I don't like being cold, but have this thing where I always make an effort to ride in the really nasty stuff, at least a couple times a year. They help make the typically cold rides seem like nothing. Or a little more easier to deal with psychologically...so I tell myself.

So far I have ridden in the snow three times now. Christmas Eve was particularly notable with blizzard-like conditions. I donned several layers, including the totally awesome Craft windstopper top and shorts (these things really neutralize the wind like nothing else, and aren't bulky at all) and ventured out towards the Trinity River paths to see what the world looked like. Windy and white. I headed south with a strong mostly cross, slightly head wind.
I had waited to venture out until the temps had dropped to about the freezing point, hoping to ride on snow covered ground and avoid as much slop. The gravel path of the trail was snow covered and made for cleaner riding indeed. Gradually, I lost function of the bicycle, first the rear derailleur, then the front brake, then the back brake.

This definitely made things interesting, especially with the wind grabbing the front wheel and threatening to push me over at times.
Not surprisingly, it was quiet and lonely on the path.

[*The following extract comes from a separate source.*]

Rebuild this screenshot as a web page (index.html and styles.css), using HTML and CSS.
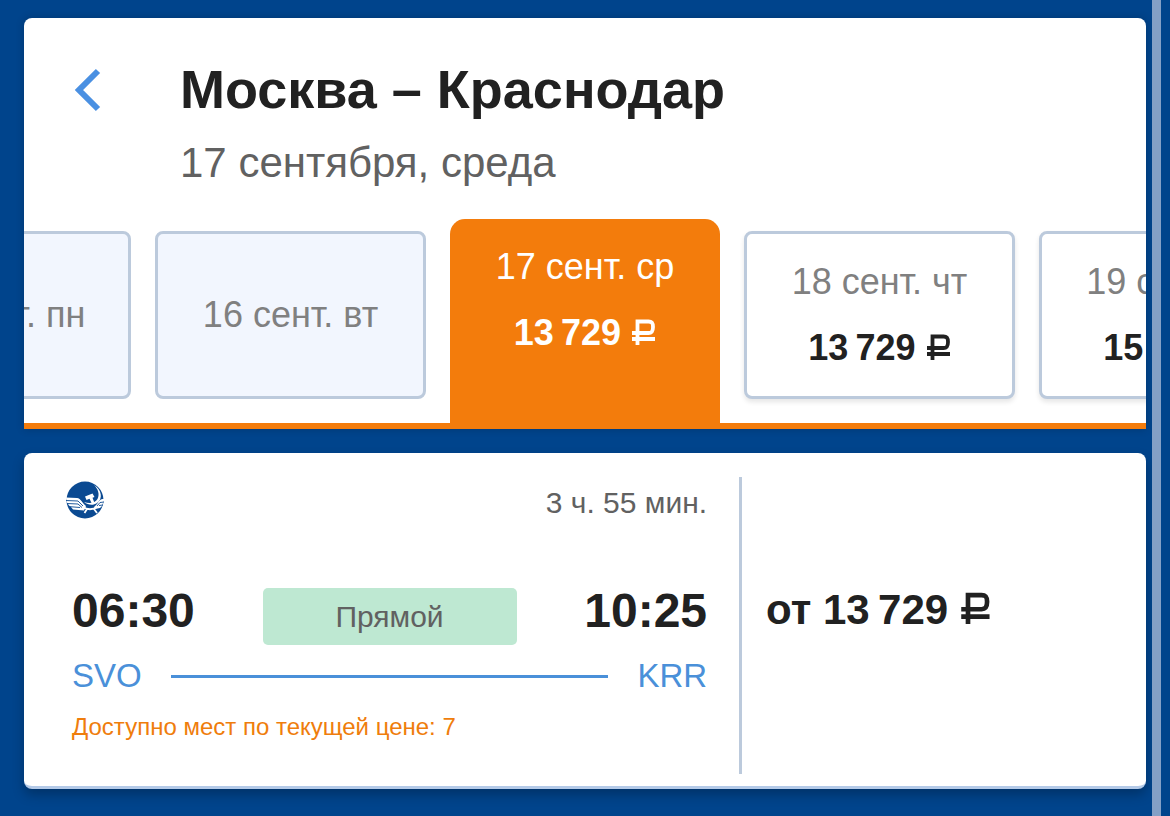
FILE: index.html
```html
<!DOCTYPE html>
<html lang="ru">
<head>
    <meta charset="UTF-8">
    <meta name="viewport" content="width=device-width, initial-scale=1.0">
    <title>Москва – Краснодар</title>
    <link rel="stylesheet" href="styles.css">
</head>
<body>
    <svg class="sprite" aria-hidden="true">
        <symbol id="rub" viewBox="0 0 24 26">
            <path d="M5.500 26V2.500H16.500C20 2.500 21 4 21 8S20 14 16.500 14H0M0 20H23" fill="none" stroke="currentColor" stroke-width="3.800"/>
        </symbol>
    </svg>
    <main class="page">
        <!-- шапка с датами -->
        <section class="search">
            <div class="search_top">
                <button class="back" type="button" aria-label="Назад">
                    <svg width="28" height="44" viewBox="0 0 28 44">
                        <path d="M25 3L6 22L25 41" fill="none" stroke="#4a90e2" stroke-width="6"/>
                    </svg>
                </button>
                <div>
                    <h1 class="title">Москва – Краснодар</h1>
                    <p class="date">17 сентября, среда</p>
                </div>
            </div>
            <div class="days">
                <button class="day day_empty" type="button"><span>15 сент. пн</span></button>
                <button class="day day_empty" type="button"><span>16 сент. вт</span></button>
                <button class="day day_active" type="button">
                    <span>17 сент. ср</span>
                    <b class="price">13&#8201;729 <svg class="rub"><use href="#rub"/></svg></b>
                </button>
                <button class="day" type="button">
                    <span>18 сент. чт</span>
                    <b class="price">13&#8201;729 <svg class="rub"><use href="#rub"/></svg></b>
                </button>
                <button class="day" type="button">
                    <span>19 сент. пт</span>
                    <b class="price">15&#8201;729 <svg class="rub"><use href="#rub"/></svg></b>
                </button>
            </div>
        </section>
        <!-- рейс -->
        <section class="flight">
            <div class="info">
                <div class="info_top">
                    <svg class="logo" width="38" height="38" viewBox="0 0 38 38">
                        <circle cx="19" cy="19" r="18.5" fill="#0b4a92"/>
                        <!-- серп и молот -->
                        <path d="M28 4C36 9 37 18 31 22C27 25 22 24 18 21C24 23 29 22 31.500 18C34 13 32 8 28 4z" fill="#fff"/>
                        <path d="M19 15.500L26.500 12.500L28.500 16L26.500 16.800L28.500 22L26 23L23.500 17.800L20.500 19z" fill="#fff"/>
                        <!-- крылья -->
                        <path d="M0 16.500L11 17C15 17.500 16 22 20 25L18 29.500L7 28.500L5 26L3 24.500L1 21.500z" fill="#fff"/>
                        <path d="M38 18C34 18 33 20 31 23L28 26L29 28L34 27L36 25L37 22L38 19.500z" fill="#fff"/>
                        <path d="M0 19.500L12 20L17 25M1 22.500L12 23L16 26.500M4 25.700L14 26.500M38 21L34 21.500L31 25M37 24L33 24.500" fill="none" stroke="#0b4a92" stroke-width=".9"/>
                        <path d="M17 26C21 29 27 29 31 26M21 28L18.500 32M28 28L31 32" fill="none" stroke="#fff" stroke-width="1.800"/>
                    </svg>
                    <span class="duration">3 ч. 55 мин.</span>
                </div>
                <div class="times">
                    <time class="time">06:30</time>
                    <span class="direct">Прямой</span>
                    <time class="time">10:25</time>
                </div>
                <div class="route">
                    <a href="#">SVO</a>
                    <span class="line"></span>
                    <a href="#">KRR</a>
                </div>
                <p class="seats">Доступно мест по текущей цене: 7</p>
            </div>
            <div class="cost">
                <b class="price price_big">от 13&#8201;729 <svg class="rub"><use href="#rub"/></svg></b>
            </div>
        </section>
    </main>
    <div class="scroll"></div>
</body>
</html>
```

FILE: styles.css
```css
*{
    box-sizing: border-box;
}
body{
    margin: 0;
    background-color: #00448c;
    color: #212121;
    font-family: "Liberation Sans", Arial, sans-serif;
}
h1,p{
    margin: 0;
}
button{
    padding: 0;
    border: 0;
    background: none;
    font: inherit;
    cursor: pointer;
}
.sprite{
    position: absolute;
    width: 0;
    height: 0;
}
.page{
    padding: 18px 24px 24px;
}
.search,.flight{
    background-color: #fff;
}
.search{
    border-radius: 8px 8px 0 0;
    border-bottom: 6px solid #f37c0c;
    box-shadow: 0 0 8px rgba(0, 0, 0, .2);
}
.search_top{
    display: flex;
    align-items: flex-start;
    gap: 75px;
    padding: 39px 49px 32px;
}
.back{
    display: flex;
    align-items: center;
    height: 66px;
    width: 32px;
}
.title{
    font-size: 54px;
    line-height: 64px;
}
.date{
    margin-top: 18px;
    color: #616161;
    font-size: 42px;
    line-height: 48px;
}
/* лента дат */
.days{
    display: flex;
    justify-content: center;
    gap: 24px;
    overflow: hidden;
}
.day{
    display: flex;
    flex: none;
    flex-direction: column;
    align-items: center;
    justify-content: center;
    gap: 24px;
    width: 271px;
    height: 168px;
    margin: 12px 0 24px;
    border: 3px solid #bccadc;
    border-radius: 8px;
    background-color: #fff;
    box-shadow: 0 3px 5px rgba(0, 0, 0, .1);
    color: #808080;
    font-size: 36px;
    line-height: 42px;
}
.day_empty{
    background-color: #f2f6fe;
    box-shadow: none;
}
.day_active{
    width: 270px;
    height: 204px;
    margin: 0;
    padding-bottom: 42px;
    border: 0;
    border-radius: 15px 15px 0 0;
    background-color: #f37c0c;
    box-shadow: none;
    color: #fff;
}
.price{
    color: #212121;
    white-space: nowrap;
}
.day_active .price{
    color: #fff;
}
.rub{
    width: 24px;
    height: 26px;
    margin-left: 1px;
}
/* карточка рейса */
.flight{
    display: flex;
    margin-top: 24px;
    padding: 24px 0 12px;
    border-bottom: 3px solid #b4cae8;
    border-radius: 8px;
    box-shadow: 0 6px 12px rgba(0, 0, 0, .25);
}
.info{
    flex: 0 0 64%;
    padding: 0 32px 31px 48px;
    border-right: 3px solid #bccadc;
}
.info_top{
    display: flex;
    align-items: flex-start;
    justify-content: space-between;
    margin-left: -6px;
    padding-top: 4px;
}
.duration{
    color: #616161;
    font-size: 30px;
    line-height: 44px;
}
.times{
    display: flex;
    justify-content: space-between;
    margin-top: 63px;
}
.time{
    font-size: 48px;
    font-weight: bold;
    line-height: 45px;
}
.direct{
    width: 40%;
    border-radius: 5px;
    background-color: #bee8d2;
    color: #616161;
    font-size: 30px;
    line-height: 57px;
    text-align: center;
}
.route{
    display: flex;
    align-items: center;
    gap: 29px;
    margin-top: 11px;
    font-size: 33px;
    line-height: 40px;
}
.route a{
    color: #4a90d9;
    text-decoration: none;
}
.line{
    flex: 1;
    height: 3px;
    background-color: #4a90d9;
}
.seats{
    margin-top: 15px;
    color: #ef7d0c;
    font-size: 24px;
    line-height: 32px;
}
.cost{
    padding: 109px 24px 0;
}
.price_big{
    font-size: 42px;
    line-height: 48px;
}
.price_big .rub{
    width: 30px;
    height: 32px;
}
.scroll{
    position: fixed;
    top: 0;
    right: 9px;
    bottom: 0;
    width: 9px;
    background-color: #84a0c6;
}
```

I passed one walker. I did note some faint tracks from another cyclist who had been out at some point earlier. I wondered if they chose this out of necessity or like me, out of sheer entertainment.

The snow continued to fall and drifts began to build, creating a unique scene I wouldn't have expected in the metroplex, but knowing it would be brief, enjoyed for the moment.

The moment of enjoyment was brief, as my extremities reminded me that I was beginning to freeze my ass of, and a retreat home where warmer temperatures and a variety of alcohol laced beverages waited to help warm me.

So I bolted. Defrosted. Imbibed. Further enjoyed. Happy new year.